Yes, they are the same, you may add "Associative Array" to the mix.
using Hashtable or a Hash ofter refers to the implementation.
These are two different terms for the same concept.
Hashtable and HashMap also refer to the same concept.
so on a purely theoretical level.
A Dictionary is a value that can be used to locate a Linked Value.
A Map is a Value that provides instructions on how to locate another values
all collections that allow non linear access (ie only get first or get last) are a Map, as even a simple Array has an index that maps to the correct value. So while a Dictionary is a Type of map, maps are a much broader range of possible function.
In Practice a its usually the mapping function that defines the name, so a HashMap is a mapped data structure that uses a hashing algorithm to link the key to the value, where as a Dictionary doesn't specify how the keys are linked to a value so could be stored via a linked list, tree or any other algorithm. from the usage end you usually don't care what the algorithm only that they work so you use a generic dictionary and only shift to one of the other structures only when you need to enfore the type of algorithm
The main difference is that a Map, requires that all entries(value & key pair) have a unique key. If collisions occur, i.e. when a new entry has the same key as an entry already in the collection, then collision handling is required.
Usually, we handle collisions using either Separate Chaining. Or Linear Probing.
A Dictionary allows for multiple entries to be linked to the same key.
When a Map has implemented Separate Chaining, then it tends to resemble a Dictionary.

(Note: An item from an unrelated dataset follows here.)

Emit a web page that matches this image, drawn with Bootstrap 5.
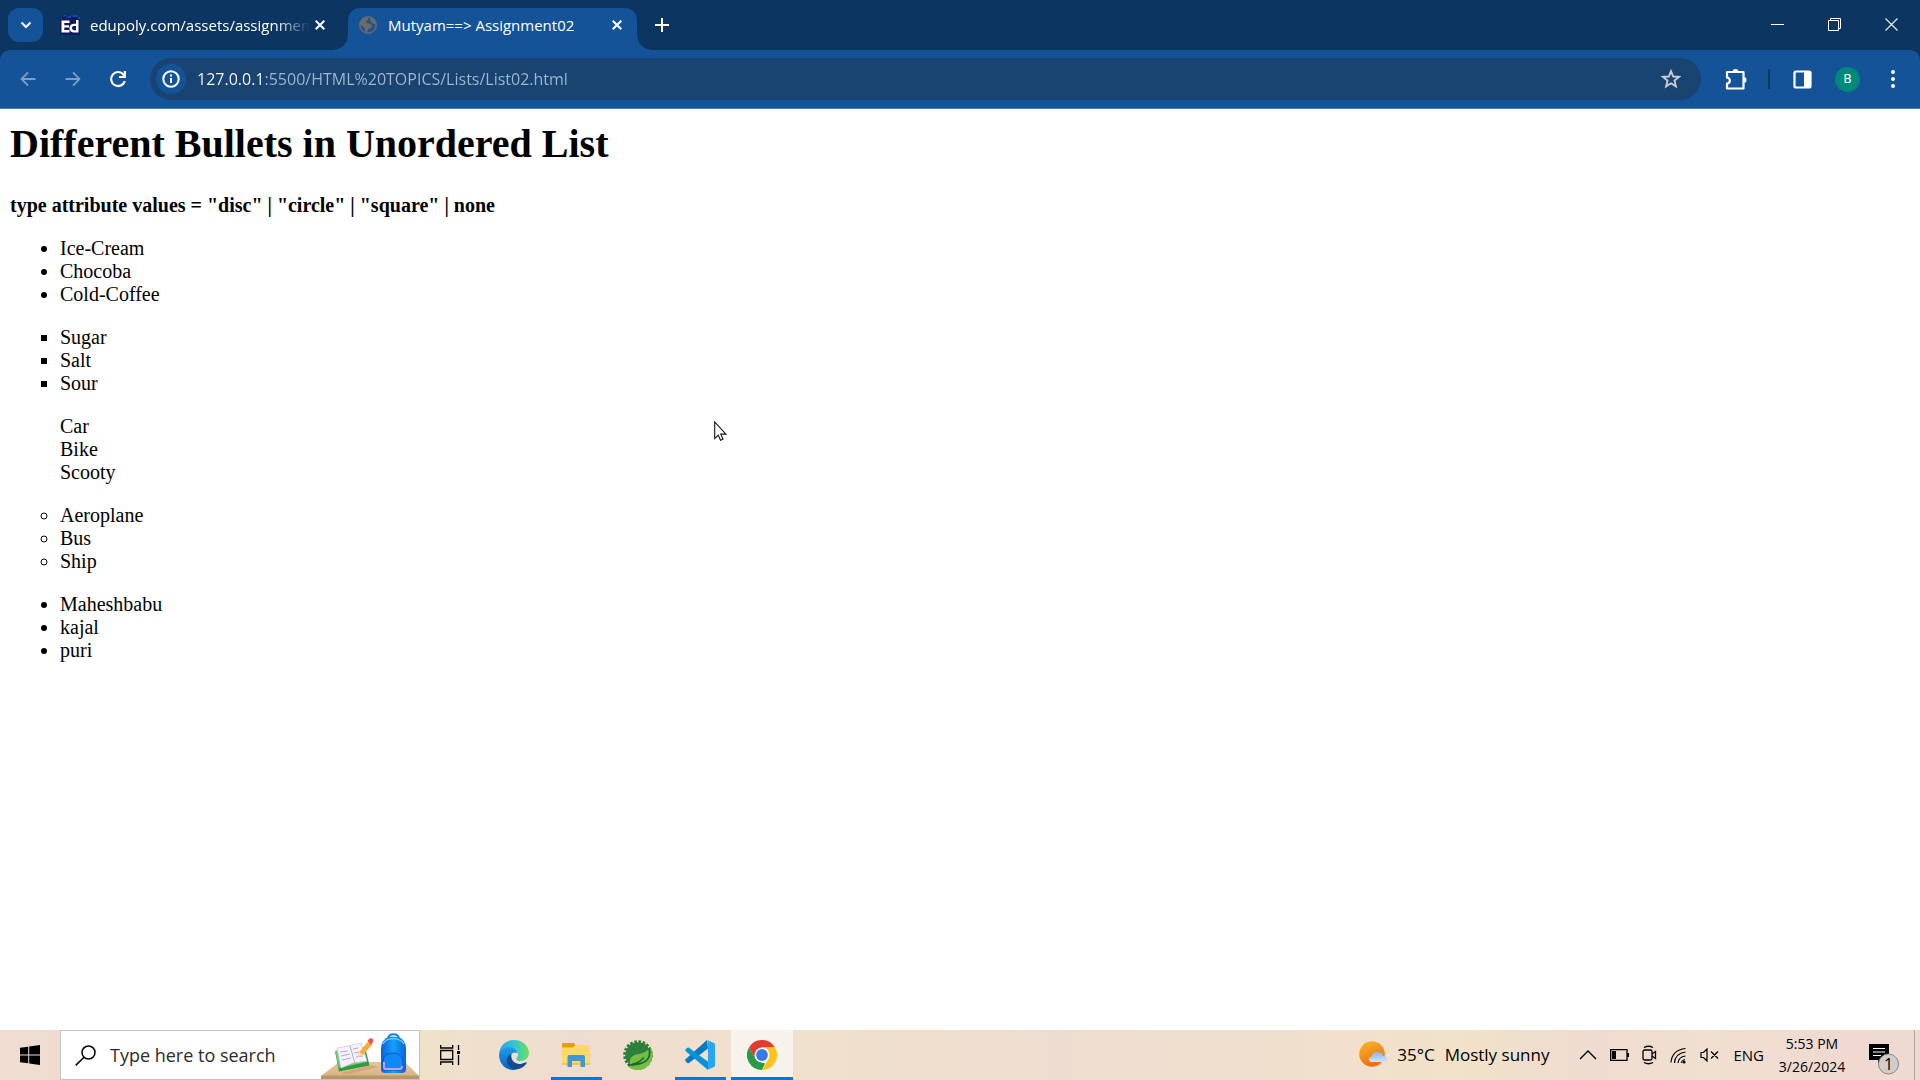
<!DOCTYPE html>
<html lang="en">
<head>
<meta charset="utf-8">
<meta name="viewport" content="width=device-width, initial-scale=1">
<title>Mutyam==&gt; Assignment02</title>
<link href="https://cdn.jsdelivr.net/npm/bootstrap@5.3.0/dist/css/bootstrap.min.css" rel="stylesheet">
<style>
  :root { --frame: #0c3561; --bar: #155399; --pill: #194472; }
  body { font-family: "Open Sans", "Noto Sans", sans-serif; color: #000; background: #fff; }
  button, input { font-family: inherit; }
  svg { display: block; flex: none; }
  .plain { border: 0; background: none; padding: 0; color: inherit; display: flex; align-items: center; justify-content: center; flex: none; }

  /* tab strip */
  .strip { background: var(--frame); height: 50px; color: #fff; padding-left: 8px; }
  .tab-search { width: 35px; height: 34px; border-radius: 11px; background: var(--bar); }
  .tab-item { height: 42px; font-size: 15px; padding: 0 8px 8px 10px; }
  .tab-item a { color: #fff; text-decoration: none; white-space: nowrap; line-height: 34px; padding-left: 10px; }
  .tab-back { width: 288px; margin-left: 7px; }
  .tab-back a { -webkit-mask-image: linear-gradient(90deg, #000 85%, transparent); mask-image: linear-gradient(90deg, #000 85%, transparent); }
  .tab-front { width: 289px; margin-left: 10px; background: var(--bar); border-radius: 12px 12px 0 0; position: relative; padding-right: 10px; }
  .tab-front::before, .tab-front::after { content: ""; position: absolute; bottom: 0; width: 14px; height: 14px; }
  .tab-front::before { left: -14px; background: radial-gradient(circle at 0 0, transparent 13px, var(--bar) 14px); }
  .tab-front::after { right: -14px; background: radial-gradient(circle at 100% 0, transparent 13px, var(--bar) 14px); }
  .tab-close { width: 20px; height: 20px; }
  .tab-new { width: 34px; height: 34px; }
  .win-btn { width: 57px; height: 40px; }

  /* toolbar */
  .tools-wrap { background: var(--frame); }
  .tools { background: var(--bar); border-radius: 10px 10px 0 0; height: 59px; color: #fff; border-bottom: 1px solid #4f7fb3; padding-left: 5px; padding-right: 5px; }
  .nav-btn { width: 45px; height: 42px; }
  .dim { color: #7d9fc7; }
  .pill { background: var(--pill); height: 42px; border-radius: 21px; margin: 0 12px 0 10px; padding: 0 20px 0 6px; }
  .site-info { width: 30px; height: 30px; border-radius: 50%; background: var(--bar); }
  .url-box { border: 0; outline: 0; padding: 0 0 0 11px; font-size: 16px; height: 36px; min-width: 0; color: transparent; caret-color: #fff;
    background: linear-gradient(90deg, #fff 75px, #a3b8cf 75px); -webkit-background-clip: text; background-clip: text; }
  .tool-btn { width: 45px; height: 42px; }
  .split { width: 2px; height: 20px; background: #0c3561; margin: 0 10px; }
  .avatar { width: 25px; height: 25px; border-radius: 50%; background: #00897b; font-family: Roboto, sans-serif; font-size: 13px; }

  /* page */
  .doc { font-family: "Liberation Serif", serif; font-size: 20px; line-height: 23px; padding: 12px 10px; }
  .doc h1 { font-size: 40px; line-height: 46px; font-weight: bold; margin: 0 0 27px; }
  .doc h4 { font-size: 20px; line-height: 23px; font-weight: bold; margin: 0 0 20px; }
  .doc ul { padding-left: 50px; margin: 0 0 20px; }
  .l-square { list-style: square; }
  .l-none { list-style: none; }
  .l-circle { list-style: circle; }
  .pointer { position: absolute; left: 714px; top: 421px; }

  /* taskbar */
  .taskbar { height: 50px; background: linear-gradient(90deg, #f0dcd2 0, #efdccf 3%, #f0e1ca 22%, #efdcd0 30%, #f0e1cb 40%, #eedcd0 55%, #f2e0cd 70%, #f1e2c8 76%, #efdbd0 83%, #f1dfcf 89%, #efd9d1 96%, #efdad2 100%); }
  .find { width: 360px; background: #fff; border: 1px solid #c4c4c4; padding-left: 14px; overflow: hidden; }
  .find input { border: 0; outline: 0; padding: 0; margin-left: 14px; font-size: 18px; min-width: 0; width: 190px; }
  .find input::placeholder { color: #2b2b2b; opacity: 1; }
  .task { width: 62px; height: 50px; position: relative; }
  .task-edge { width: 60px; }
  .task-view { width: 60px; margin-right: 3px; }
  .running::after { content: ""; position: absolute; left: 6px; right: 5px; bottom: 0; height: 3px; background: #0078d7; }
  .current { background: #f8f2ec; }
  .current::after { left: 0; right: 0; }
  .tray { font-size: 17px; }
  .tray-text { margin-left: 10px; }
  .tray-small { font-size: 15px; }
  .tray-icons { gap: 13px; margin: 0 14px 0 30px; }
  .clock { font-size: 14px; line-height: 23px; width: 84px; text-align: center; flex: none; margin-left: 6px; }
  .notes { margin: 8px 14px 0 15px; }
  .desk-edge { width: 6px; height: 50px; border-left: 1px solid #b3a5a0; }
</style>
<script src="https://cdn.jsdelivr.net/npm/bootstrap@5.3.0/dist/js/bootstrap.bundle.min.js"></script>
</head>
<body class="d-flex flex-column min-vh-100">

<header>
  <div class="strip d-flex align-items-end">
    <button class="plain tab-search mb-2" aria-label="Search tabs">
      <svg width="12" height="8" viewBox="0 0 12 8" fill="none" stroke="#fff" stroke-width="2"><path d="M1.500 1.500 6 6l4.500-4.500"/></svg>
    </button>
    <div class="tab-item tab-back d-flex align-items-center">
      <svg width="20" height="20" viewBox="0 0 20 20"><path fill="#111a5c" d="M0 2h20v18H0z"/><path fill="#1746ad" d="M1 3h1v2H1zM4 0h2v1H4zM8 1h3v2H8zM13 0h5v2h-5zM6 2h1v2H6zM18 2h2v2h-2z"/><path fill="#fff" d="M1.500 5.500h8V8H4.300v2.200h4.700v2.300H4.300V15h5.200v2.500h-8zM18.500 5v12.500h-4.700a4.400 4.400 0 0 1 0-8.800H16V5zM16 11h-2a2.100 2.100 0 0 0 0 4.200h2z"/></svg>
      <a href="#" class="flex-grow-1">edupoly.com/assets/assignmen</a>
      <button class="plain tab-close" aria-label="Close tab"><svg width="10" height="10" viewBox="0 0 10 10" stroke="#fff" stroke-width="2"><path d="m.7.7 8.600 8.600M9.300.7.7 9.300"/></svg></button>
    </div>
    <div class="tab-item tab-front d-flex align-items-center">
      <svg width="20" height="20" viewBox="0 0 20 20"><circle cx="10" cy="10" r="8.200" fill="#2c527e" stroke="#666b70" stroke-width="1.500"/><path fill="#6b6c6d" d="M2 8c1-4 4-6 7-6.300L10.500 4 8 6.500l1.500 2 3 .5 1.500 2-1 2-3 1-1 3.500C7 17 7 15 7 13.500L4.500 11 2 10zM12.500 2.500c3 1 5.500 3.500 5.500 7l-2.500-.8-2-1.700L12 5.500z"/></svg>
      <a href="#" class="flex-grow-1">Mutyam==&gt; Assignment02</a>
      <button class="plain tab-close" aria-label="Close tab"><svg width="10" height="10" viewBox="0 0 10 10" stroke="#fff" stroke-width="2"><path d="m.7.7 8.600 8.600M9.300.7.7 9.300"/></svg></button>
    </div>
    <button class="plain mb-2 ms-2 tab-new" aria-label="New tab"><svg width="14" height="14" viewBox="0 0 14 14" stroke="#fff" stroke-width="2"><path d="M7 0v14M0 7h14"/></svg></button>
    <div class="d-flex ms-auto align-self-start mt-1">
      <button class="plain win-btn" aria-label="Minimize"><svg width="13" height="13" viewBox="0 0 13 13" stroke="#fff"><path d="M0 6.500h13"/></svg></button>
      <button class="plain win-btn" aria-label="Restore"><svg width="13" height="13" viewBox="0 0 13 13" stroke="#fff" fill="none"><path d="M.5 2.500h10v10H.5zM2.500 2.500v-2h10v10h-2"/></svg></button>
      <button class="plain win-btn" aria-label="Close"><svg width="13" height="13" viewBox="0 0 13 13" stroke="#e6ebf2" stroke-width="1.200"><path d="m.5.5 12 12M12.500.5l-12 12"/></svg></button>
    </div>
  </div>
  <div class="tools-wrap">
    <div class="tools d-flex align-items-center">
      <button class="plain nav-btn dim" aria-label="Back"><svg width="16" height="16" viewBox="0 0 16 16" fill="none" stroke="currentColor" stroke-width="1.800"><path d="M15.500 8H1.500M8 1.300 1.500 8 8 14.700"/></svg></button>
      <button class="plain nav-btn dim" aria-label="Forward"><svg width="16" height="16" viewBox="0 0 16 16" fill="none" stroke="currentColor" stroke-width="1.800"><path d="M.5 8h14M8 1.300 14.500 8 8 14.700"/></svg></button>
      <button class="plain nav-btn" aria-label="Reload"><svg width="18" height="18" viewBox="0 0 18 18" fill="none" stroke="#fff" stroke-width="2.200"><path d="M15.800 11.200A7 7 0 1 1 14.500 4.500L15.500 6"/><path fill="#fff" stroke="none" d="M17 1v7h-7V6h4.800V1z"/></svg></button>
      <div class="pill d-flex align-items-center flex-grow-1">
        <button class="plain site-info" aria-label="View site information"><svg width="18" height="18" viewBox="0 0 18 18" fill="none" stroke="#fff" stroke-width="2"><circle cx="9" cy="9" r="7.700"/><path d="M9 8v5M9 4.500v2"/></svg></button>
        <input class="url-box flex-grow-1" type="text" aria-label="Address" value="127.0.0.1:5500/HTML%20TOPICS/Lists/List02.html">
        <button class="plain" aria-label="Bookmark this tab"><svg width="20" height="20" viewBox="0 0 20 20" fill="none" stroke="#c9cdd2" stroke-width="1.900"><path d="m10 2.200 2.200 5.300 5.700.4-4.400 3.700 1.400 5.800-4.900-3.100-4.900 3.100 1.400-5.800L2.100 7.900l5.700-.4z"/></svg></button>
      </div>
      <button class="plain tool-btn" aria-label="Extensions"><svg width="24" height="24" viewBox="0 0 24 24"><path fill="none" stroke="#fff" stroke-width="2.200" stroke-linejoin="round" d="M3 5h16.500v16.500H3v-5c3.800 0 3.800-5.800 0-5.800z"/><path fill="#fff" d="M8.500 5a3 3 0 0 1 6 0zM19.500 10a3 3 0 0 1 0 6z"/></svg></button>
      <div class="split"></div>
      <button class="plain tool-btn" aria-label="Side panel"><svg width="19" height="19" viewBox="0 0 19 19"><rect x="1.500" y="1.500" width="16" height="16" rx="1.500" fill="none" stroke="#fff" stroke-width="2.200"/><path fill="#fff" d="M11 1h7v17h-7z"/></svg></button>
      <button class="plain tool-btn" aria-label="Profile"><span class="avatar d-flex align-items-center justify-content-center">B</span></button>
      <button class="plain tool-btn" aria-label="Menu"><svg width="4" height="18" viewBox="0 0 4 18" fill="#fff"><circle cx="2" cy="2" r="2"/><circle cx="2" cy="9" r="2"/><circle cx="2" cy="16" r="2"/></svg></button>
    </div>
  </div>
</header>

<main class="doc flex-grow-1">
  <h1>Different Bullets in Unordered List</h1>
  <h4>type attribute values = "disc" | "circle" | "square" | none</h4>
  <ul><li>Ice-Cream</li><li>Chocoba</li><li>Cold-Coffee</li></ul>
  <ul class="l-square"><li>Sugar</li><li>Salt</li><li>Sour</li></ul>
  <ul class="l-none"><li>Car</li><li>Bike</li><li>Scooty</li></ul>
  <ul class="l-circle"><li>Aeroplane</li><li>Bus</li><li>Ship</li></ul>
  <ul><li>Maheshbabu</li><li>kajal</li><li>puri</li></ul>
</main>

<svg class="pointer" width="14" height="21" viewBox="0 0 14 21"><path d="M.7 1v16.500l3.600-3.400 2.200 5.100 2.500-1-2.200-5.100h5.100z" fill="#fff" stroke="#111" stroke-width="1.100"/></svg>

<footer class="taskbar d-flex align-items-stretch">
  <button class="plain task task-edge" aria-label="Start"><svg width="20" height="20" viewBox="0 0 20 20"><path d="M0 2.800 8.200 1.700v7.800H0zM9.200 1.500 20 0v9.500H9.200zM0 10.500h8.200v7.800L0 17.200zM9.200 10.500H20V20L9.200 18.500z"/></svg></button>
  <label class="find d-flex align-items-center flex-shrink-0">
    <svg width="21" height="21" viewBox="0 0 21 21" fill="none" stroke="#000" stroke-width="1.500"><circle cx="13.500" cy="7.500" r="6.500"/><path d="M9 12.200.7 20.400"/></svg>
    <input type="search" placeholder="Type here to search" aria-label="Search Windows">
    <svg class="ms-auto" width="98" height="48" viewBox="0 0 98 48">
      <defs>
        <linearGradient id="desk" x2="0" y2="1"><stop stop-color="#e6c79c"/><stop offset="1" stop-color="#d7b384"/></linearGradient>
        <linearGradient id="bag"><stop stop-color="#0b62d8"/><stop offset=".5" stop-color="#14a1fb"/><stop offset="1" stop-color="#0a63dc"/></linearGradient>
      </defs>
      <path fill="url(#desk)" d="M18 31h66l14 14H0z"/><path fill="#bb9566" d="M0 44.500h98V48H0z"/>
      <path fill="#b98f60" opacity=".4" d="M20 42 50 34l8 2-30 7z"/>
      <path fill="#2f9b41" d="m14 20 4 20.500 30.500-6L44 16z"/><path fill="#72c77a" d="m14 20 4 17 28-6-3-14z"/>
      <path fill="#f5f2fd" stroke="#c8c2df" stroke-width=".7" d="m16 17 13-2.500L40 12l6 18-14 2-12 5z"/><path stroke="#b5abc8" fill="none" d="m29 15 5 17M19 21l8-1M20 25l9-2M21 29l9-2M32 18l5-1M33 22l6-1M35 26l7-1"/>
      <path fill="#f9ad32" d="M47 10.500 51 14 41.500 24 37 26l1.500-5z"/><path fill="#ffe0a8" d="M37 26l1.500-5 3 3z"/><path fill="#f0534b" d="m46.500 10 2-2.500c2-1 4.500 1 3.500 3L50.500 14z"/>
      <path fill="none" stroke="#127ee7" stroke-width="2" d="M67 8c0-6.500 11-6.500 11 0"/>
      <path fill="url(#bag)" d="M60 18c0-8 5-12.500 12.500-12.500S85 10 85 18v20q0 4-4 4H64q-4 0-4-4z"/>
      <path fill="none" stroke="#8bd9ff" stroke-width="1.200" d="M62 13c3-7 17-7 21 0"/>
      <path fill="#1188f4" stroke="#0a57cb" d="M62 31c0-12 20-12 20 0v6q0 2-2 2H64q-2 0-2-2z"/><path d="M63 31v5q0 2 2 2h14q2 0 2-3" fill="none" stroke="#c4a0ff" stroke-width="2"/>
    </svg>
  </label>
  <button class="plain task task-view" aria-label="Task view"><svg width="21" height="20" viewBox="0 0 21 20" fill="none" stroke="#000" stroke-width="1.300"><path d="M.7 5.500h12v9h-12zM.7 0v3h12V0M.7 20v-3h12v3M18.500 0v5M18.500 10v10"/><path d="M17 6h3v3h-3z" fill="#000" stroke="none"/></svg></button>
  <button class="plain task" aria-label="Microsoft Edge"><svg width="30" height="30" viewBox="0 0 30 30">
    <defs><linearGradient id="e1"><stop stop-color="#24a5e6"/><stop offset=".5" stop-color="#34c4d5"/><stop offset="1" stop-color="#6be156"/></linearGradient><linearGradient id="e2" x2="0" y2="1"><stop stop-color="#1f9ce8"/><stop offset="1" stop-color="#0b61c1"/></linearGradient></defs>
    <path fill="url(#e1)" d="M0 14C1 5 7 0 15 0c9 0 15 6.500 15 13 0 5-4 8-8.500 8-3.500 0-5-1.500-3.500-3.500 3-4-.5-8.500-6.500-9C6 8 2 10.500 0 14z"/>
    <path fill="url(#e2)" d="M0 14C2 9 7 6.500 12 7.500c3.500.7 6 3 6.500 5.500-4-2-8 1.500-8 5.500 0 6 4 10.500 8 11C8 32 0 25 0 14z"/>
    <path fill="#114c93" d="M12.500 13.500c-1.500 7 4 11.500 10 10.200 2.500-.5 4-1.700 5-1.500.6.200.2 1-.4 1.800C22 31 12 31 8.500 24.500c-2-4-.5-8.500 4-11z"/></svg></button>
  <button class="plain task running" aria-label="File Explorer"><svg width="28" height="24" viewBox="0 0 28 24"><path fill="#e3a008" d="M0 1q0-1 1-1h11l2 3v4H0z"/><path fill="#ffd968" d="M0 4.500h11L14 2h13q1 0 1 1v18q0 1-1 1H1q-1 0-1-1z"/><path fill="#f5c448" d="M0 20h28v1.500L27 22H1z"/><path fill="#3f97d3" d="M5.500 24V14q0-2 2-2h13.500q2 0 2 2v10h-4.500v-6h-8.500v6z"/></svg></button>
  <button class="plain task" aria-label="Spring Tool Suite"><svg width="30" height="30" viewBox="0 0 30 30"><circle cx="15" cy="15" r="12.700" fill="#2e7f3b"/><circle cx="15" cy="15" r="13.300" fill="none" stroke="#2e7f3b" stroke-width="3" stroke-dasharray="2.600 1.580"/><path fill="#76bd43" d="M27.500 7C33 18 26 30 15 30 10 30 7 28.500 5 26c12 1 21-5 22.500-19z"/><path fill="#76bd43" d="M25.500 9c1 9-3 15-14 13.800L7 24.500c-1-7 2.500-9.500 8.500-10.500 5-.8 7.500-2 10-5z"/><path fill="none" stroke="#1d6832" stroke-width="1.600" d="M5 25.500c7-1 12-3.500 16-8M26.500 9c2 10-5 16-17 15"/></svg></button>
  <button class="plain task running" aria-label="Visual Studio Code"><svg width="30" height="30" viewBox="0 0 30 30"><path fill="#0879c4" d="m22 0 1 8.500L4 23q-1 .6-2-.3L.5 21q-.8-1 .3-2z"/><path fill="#0992dc" d="M.6 9.200 2 8q1-1 2-.2l19 14V30L.8 11.200q-1-1-.2-2z"/><path fill="#27a7f2" d="m22 0 7 3q1 .5 1 1.500v21q0 1-1 1.500l-7 3q1-1 1-2.500v-25Q23 1 22 0z"/></svg></button>
  <button class="plain task running current" aria-label="Google Chrome"><svg width="30" height="30" viewBox="0 0 30 30"><path fill="#e33b2e" d="M2 7.500a15 15 0 0 1 26 0H15L8.500 19z"/><path fill="#2b9a46" d="M2 7.500 8.500 18.800 15 22.500l3 1L15 30A15 15 0 0 1 2 7.500z"/><path fill="#fcc31e" d="M28 7.500A15 15 0 0 1 15 30l6.500-11.200L21 10l-6-2.500z"/><circle cx="15" cy="15" r="7.500" fill="#fff"/><circle cx="15" cy="15" r="5.900" fill="#347ced"/></svg></button>

  <div class="tray d-flex align-items-center ms-auto">
    <svg width="28" height="28" viewBox="0 0 28 28"><defs><linearGradient id="sun" x2=".4" y2="1"><stop stop-color="#f3bb27"/><stop offset="1" stop-color="#f36d16"/></linearGradient><linearGradient id="cl" x2="0" y2="1"><stop stop-color="#8db1ee"/><stop offset="1" stop-color="#d3e5fc"/></linearGradient></defs><circle cx="13" cy="13" r="12.800" fill="url(#sun)"/><path fill="url(#cl)" d="M13 21c-4-.3-4-5.500 0-5.500 0-4 4-6 7-3.500 3-.6 4 1 4 3 5 0 5 6 1 6z"/></svg>
    <span class="tray-text">35°C</span><span class="tray-text text-nowrap">Mostly sunny</span>
    <div class="d-flex align-items-center tray-icons">
      <svg width="18" height="10" viewBox="0 0 18 10" fill="none" stroke="#000" stroke-width="1.400"><path d="m1 9 8-8 8 8"/></svg>
      <svg width="19" height="12" viewBox="0 0 19 12"><path fill="none" stroke="#000" stroke-width="1.300" d="M.7.7h16.300v10.600H.7z"/><path d="M2 2h4v8H2zM17 4h2v4h-2z"/></svg>
      <svg width="15" height="20" viewBox="0 0 15 20" fill="none" stroke="#000" stroke-width="1.300"><rect x="1" y="5" width="9" height="10" rx="1.500"/><path d="m10 9 3.500-2.500v7L10 11M2 2.500q4.500-2.500 9 0M2 17.500q4.500 2.500 9 0"/></svg>
      <svg width="17" height="17" viewBox="0 0 17 17" fill="none" stroke="#000" stroke-width="1.200"><path d="M1 15.500Q2 3 15.500 1.500M4.500 16Q5 6.500 15.500 5M8 16Q8.500 10 15.500 9"/><path stroke-width="1" d="M11 16q.5-3 4-3.500"/><circle cx="14" cy="15" r="1.600" fill="#000" stroke="none"/></svg>
      <svg width="19" height="14" viewBox="0 0 19 14" fill="none" stroke="#000" stroke-width="1.200"><path d="M1 4.500h2.500L7 1v12L3.500 9.500H1zM11 3.500l7 7M18 3.500l-7 7"/></svg>
    </div>
    <span class="tray-small">ENG</span>
    <div class="clock">5:53 PM<br>3/26/2024</div>
    <button class="plain notes" aria-label="Notifications"><svg width="31" height="31" viewBox="0 0 31 31"><path d="M0 0h20v16H12l-3 3.500V16H0z"/><path stroke="#fff" d="M4 4.500h12M4 8h12M4 11.500h8" stroke-width="1.200"/><circle cx="19.500" cy="20" r="10" fill="#d2cbca" stroke="#8b8685"/><text x="19.500" y="26" text-anchor="middle" font-size="16" font-family="Open Sans, sans-serif">1</text></svg></button>
    <div class="desk-edge"></div>
  </div>
</footer>
</body>
</html>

I'm in a data structures class right now and my understanding is the dict() data type that can also be initialized as just dictionary = {} or with keys and values, is basically the same as how the list/array data type is used to implement stacks and queues. So, dict() is the type and maps are a resulting data structure you can choose to implement with the dictionary data type in the same way you can use the list type and choose to implement a stack or queue data structure with it.